▸ **Written request**:
Check each line of the listing, and copy it if it contains the word "React".

▸ **Records for this exercise**:
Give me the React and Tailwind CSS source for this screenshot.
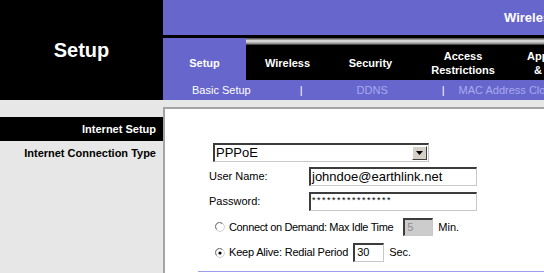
const tabs = [
  { label: ["Setup"], width: "w-[83px]", active: true },
  { label: ["Wireless"], width: "w-[83px]" },
  { label: ["Security"], width: "w-[83px]" },
  { label: ["Access", "Restrictions"], width: "w-[102px]" },
  { label: ["Applications", "& Gaming"], width: "w-[92px]" },
];

const Radio = ({ checked }) => (
  <svg width="10" height="10" viewBox="0 0 10 10" className="shrink-0">
    <circle cx="5" cy="5" r="4.4" fill="#fff" stroke="#c8c8c8" strokeWidth="0.9" />
    <path d="M1.6 7.4 A4 4 0 0 1 7.4 1.6" fill="none" stroke="#6e6e6e" strokeWidth="1" />
    {checked && <circle cx="5" cy="5" r="1.6" fill="#000" />}
  </svg>
);

const inputBorder =
  "border-solid border-t-2 border-l-2 border-b border-r border-t-[#3c3c3c] border-l-[#3c3c3c] border-b-[#c8c8c8] border-r-[#c8c8c8]";

const App = () => {
  return (
    <div className="w-[544px] h-[273px] overflow-hidden bg-[#e7e7e7] font-[Liberation_Sans,Arial,sans-serif]">
      {/* header */}
      <div className="flex h-[100px]">
        <div className="w-[163px] shrink-0 bg-black flex items-center justify-center pb-[1px]">
          <h1 className="text-white font-bold text-[20px] leading-none">Setup</h1>
        </div>
        <div className="flex-1 flex flex-col overflow-hidden">
          <div className="h-[35px] bg-[#6666cc] flex items-center pl-[341px] whitespace-nowrap">
            <span className="text-white font-bold text-[13px]">Wireless-G Broadband Router</span>
          </div>
          <div className="h-[3px] bg-black" />
          <div className="h-[42px] flex">
            {tabs.map((tab) =>
              tab.active ? (
                <div
                  key={tab.label[0]}
                  className={`${tab.width} shrink-0 bg-[#6666cc] flex items-center justify-center pt-[7px]`}
                >
                  <span className="text-white font-bold text-[11px] leading-[14px]">{tab.label[0]}</span>
                </div>
              ) : (
                <div key={tab.label[0]} className={`${tab.width} shrink-0 flex flex-col`}>
                  <div className="h-[7px] bg-[linear-gradient(to_bottom,#3c3c3c,#e6e6e6_40%,#a0a0a0_75%,#2a2a2a)]" />
                  <div className="flex-1 bg-black flex flex-col items-center justify-center text-white font-bold text-[11px] leading-[14px] whitespace-nowrap">
                    {tab.label.map((line) => (
                      <span key={line}>{line}</span>
                    ))}
                  </div>
                </div>
              )
            )}
          </div>
          <div className="h-[20px] bg-[#6666cc] flex items-center pl-[29px] text-[11px] whitespace-nowrap">
            <span className="text-white">Basic Setup</span>
            <span className="text-white ml-[49px]">|</span>
            <span className="text-[#a9a9ee] ml-[54px]">DDNS</span>
            <span className="text-white ml-[54px]">|</span>
            <span className="text-[#a9a9ee] ml-[14px]">MAC Address Clone</span>
          </div>
        </div>
      </div>

      {/* body */}
      <div className="flex">
        <div className="w-[163px] shrink-0 pt-[17px]">
          <div className="h-[24px] bg-black flex items-center justify-end pr-[7px]">
            <span className="text-white font-bold text-[11px]">Internet Setup</span>
          </div>
          <div className="h-[24px] flex items-center justify-end pr-[7px]">
            <span className="text-black font-bold text-[11px] whitespace-nowrap">Internet Connection Type</span>
          </div>
        </div>

        <div className="flex-1 mt-[7px] bg-white border-t-2 border-l-2 border-solid border-[#a4a4a4] h-[170px] pt-[34px] text-[11px] text-black">
          <div className="ml-[48px] w-[216px] h-[19px] flex items-stretch border-solid border-t-2 border-l-2 border-b border-r border-t-[#3c3c3c] border-l-[#3c3c3c] border-b-[#c8c8c8] border-r-[#c8c8c8]">
            <span className="flex-1 text-[13px] leading-[16px] pl-[1px]">PPPoE</span>
            <div className="w-[15px] m-[1px] bg-[#d4d0c8] border border-solid border-t-white border-l-white border-b-[#404040] border-r-[#404040] flex items-center justify-center">
              <svg width="7" height="4" viewBox="0 0 7 4">
                <path d="M0 0H7L3.5 4Z" fill="#000" />
              </svg>
            </div>
          </div>

          <div className="flex items-center mt-[5px] ml-[44px] h-[19px]">
            <span className="w-[100px]">User Name:</span>
            <div className={`w-[168px] h-[19px] ${inputBorder} text-[13px] leading-[15px] pl-[1px]`}>
              johndoe@earthlink.net
            </div>
          </div>

          <div className="flex items-center mt-[6px] ml-[44px] h-[19px]">
            <span className="w-[100px]">Password:</span>
            <div className={`w-[168px] h-[19px] ${inputBorder} text-[9px] leading-none pt-[2px] pl-[1px] tracking-[1.5px]`}>
              ****************
            </div>
          </div>

          <div className="flex items-center mt-[7px] ml-[50px] h-[18px]">
            <Radio />
            <span className="ml-[4px] tracking-[-0.35px]">Connect on Demand: Max Idle Time</span>
            <div className={`ml-[10px] w-[30px] h-[18px] bg-[#cccccc] ${inputBorder} text-[#8c8c8c] leading-[14px] pl-[2px]`}>
              5
            </div>
            <span className="ml-[5px]">Min.</span>
          </div>

          <div className="flex items-center mt-[7px] ml-[50px] h-[19px]">
            <Radio checked />
            <span className="ml-[4px] tracking-[-0.2px]">Keep Alive: Redial Period</span>
            <div className={`ml-[5px] w-[31px] h-[19px] ${inputBorder} leading-[15px] pl-[2px]`}>30</div>
            <span className="ml-[5px]">Sec.</span>
          </div>

          <div className="ml-[33px] mt-[9px] h-[1px] bg-[#9c9cf0]" />
        </div>
      </div>
    </div>
  );
};

export default App;
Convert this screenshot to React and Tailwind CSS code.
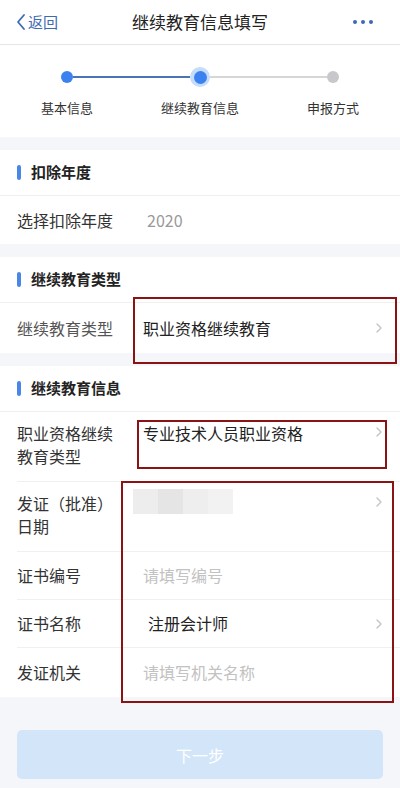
import React from "react";

const font = { fontFamily: '"Noto Sans CJK SC", "Noto Sans", sans-serif' };

function Chevron() {
  return (
    <svg width="8" height="12" viewBox="0 0 8 12" className="shrink-0">
      <path d="M2 2l4 4-4 4" fill="none" stroke="#c4c4c4" strokeWidth="1.4" strokeLinecap="round" strokeLinejoin="round" />
    </svg>
  );
}

function SectionTitle({ children }) {
  return (
    <div className="h-[46px] flex items-center pl-[17px] border-b border-[#f0f0f0]">
      <span className="w-[4px] h-[15px] rounded-full bg-[#4a86e8] mr-[10px]" />
      <span className="text-[15px] font-bold text-[#222]">{children}</span>
    </div>
  );
}

function Row({ label, children, arrow, h = "h-[48px]", top, last }) {
  return (
    <div className="ml-[17px]">
      <div className={`${h} flex ${top ? "items-start pt-[10px]" : "items-center"} pr-[17px] ${last ? "" : "border-b border-[#f0f0f0]"}`}>
        <div className="w-[126px] shrink-0 text-[16px] leading-[23px] text-[#333]">{label}</div>
        <div className="flex-1 text-[16px] leading-[23px]">{children}</div>
        {arrow && <div className={top ? "pt-[4px]" : ""}><Chevron /></div>}
      </div>
    </div>
  );
}

export default function App() {
  return (
    <div className="w-[400px] h-[788px] bg-[#f4f6f9] relative overflow-hidden" style={font}>
      {/* header */}
      <div className="h-[45px] bg-white border-b border-[#e6e6e6] flex items-center px-[15px]">
        <div className="flex items-center w-[80px] text-[#3d6bb3]">
          <svg width="12" height="18" viewBox="0 0 12 18">
            <path d="M9 2L3 9l6 7" fill="none" stroke="#3d6bb3" strokeWidth="1.8" strokeLinecap="round" strokeLinejoin="round" />
          </svg>
          <span className="text-[15px] ml-[1px]">返回</span>
        </div>
        <div className="flex-1 text-center text-[17px] text-[#222]">继续教育信息填写</div>
        <div className="w-[80px] flex justify-end pr-[12px] gap-[4px]">
          <span className="w-[4px] h-[4px] rounded-full bg-[#3d6bb3]" />
          <span className="w-[4px] h-[4px] rounded-full bg-[#3d6bb3]" />
          <span className="w-[4px] h-[4px] rounded-full bg-[#3d6bb3]" />
        </div>
      </div>

      {/* steps */}
      <div className="h-[92px] bg-white pt-[25px]">
        <div className="flex items-center mx-[61px] h-[14px]">
          <span className="w-[12px] h-[12px] rounded-full bg-[#3b82f0] shrink-0" />
          <span className="flex-1 h-[2px] bg-[#4b73b8]" />
          <span className="w-[20px] h-[20px] rounded-full bg-[#c5dcfa] flex items-center justify-center shrink-0">
            <span className="w-[13px] h-[13px] rounded-full bg-[#3b82f0]" />
          </span>
          <span className="flex-1 h-[2px] bg-[#d6d6d6]" />
          <span className="w-[12px] h-[12px] rounded-full bg-[#c8c8cc] shrink-0" />
        </div>
        <div className="flex justify-between mt-[14px] text-[13px] text-[#333] px-[40px]">
          <span className="w-[54px] text-center">基本信息</span>
          <span className="w-[80px] text-center">继续教育信息</span>
          <span className="w-[54px] text-center">申报方式</span>
        </div>
      </div>

      {/* 扣除年度 */}
      <div className="mt-[13px] bg-white">
        <SectionTitle>扣除年度</SectionTitle>
        <Row label="选择扣除年度" last>
          <span className="text-[#999] ml-[4px]">2020</span>
        </Row>
      </div>

      {/* 继续教育类型 */}
      <div className="mt-[13px] bg-white">
        <SectionTitle>继续教育类型</SectionTitle>
        <Row label={<span className="text-[#555]">继续教育类型</span>} arrow h="h-[50px]" last>
          <span className="text-[#222]">职业资格继续教育</span>
        </Row>
      </div>

      {/* 继续教育信息 */}
      <div className="mt-[13px] bg-white">
        <SectionTitle>继续教育信息</SectionTitle>
        <Row label={<>职业资格继续<br />教育类型</>} arrow h="h-[70px]" top>
          <span className="text-[#222]">专业技术人员职业资格</span>
        </Row>
        <Row label={<>发证（批准）<br />日期</>} arrow h="h-[70px]" top>
          <div className="flex h-[25px] -mt-[3px] -ml-[10px] w-[100px]">
            <span className="flex-1 bg-[#ededed]" />
            <span className="flex-1 bg-[#e5e5e5]" />
            <span className="flex-1 bg-[#eeeeee]" />
            <span className="flex-1 bg-[#f2f2f2]" />
          </div>
        </Row>
        <Row label="证书编号">
          <span className="text-[#c2c2c2]">请填写编号</span>
        </Row>
        <Row label="证书名称" arrow>
          <span className="text-[#222] ml-[5px]">注册会计师</span>
        </Row>
        <Row label="发证机关" h="h-[49px]" last>
          <span className="text-[#c2c2c2]">请填写机关名称</span>
        </Row>
      </div>

      {/* button */}
      <div className="px-[17px] mt-[33px]">
        <div className="h-[49px] rounded-[5px] bg-[#d3e5f9] flex items-center justify-center text-white text-[16px]">
          下一步
        </div>
      </div>

      {/* annotation boxes */}
      <div className="absolute left-[133px] top-[297px] w-[264px] h-[67px] border-2 border-[#8a1414] pointer-events-none" />
      <div className="absolute left-[137px] top-[420px] w-[250px] h-[49px] border-2 border-[#8a1414] pointer-events-none" />
      <div className="absolute left-[121px] top-[481px] w-[273px] h-[222px] border-2 border-[#8a1414] pointer-events-none" />
    </div>
  );
}
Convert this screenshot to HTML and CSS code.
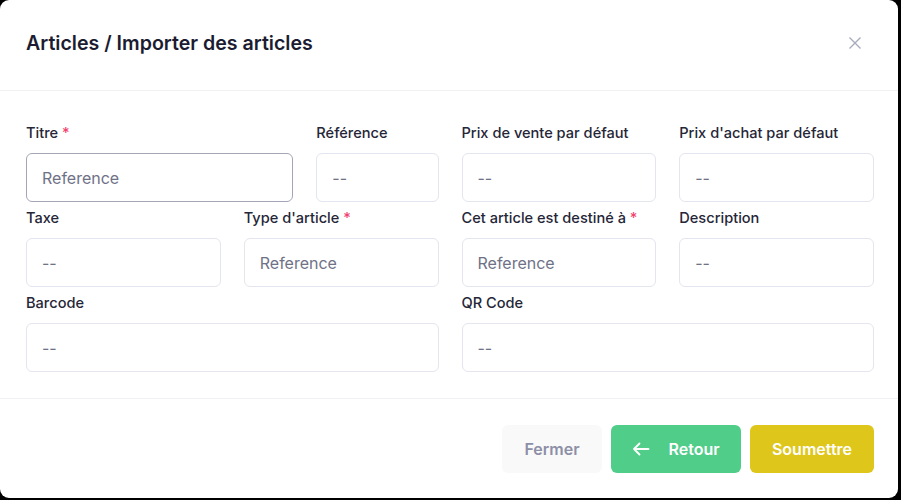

▸ **Task output**:
Give me the React and Tailwind CSS source for this screenshot.
Convert this screenshot to React and Tailwind CSS code.
import React from "react";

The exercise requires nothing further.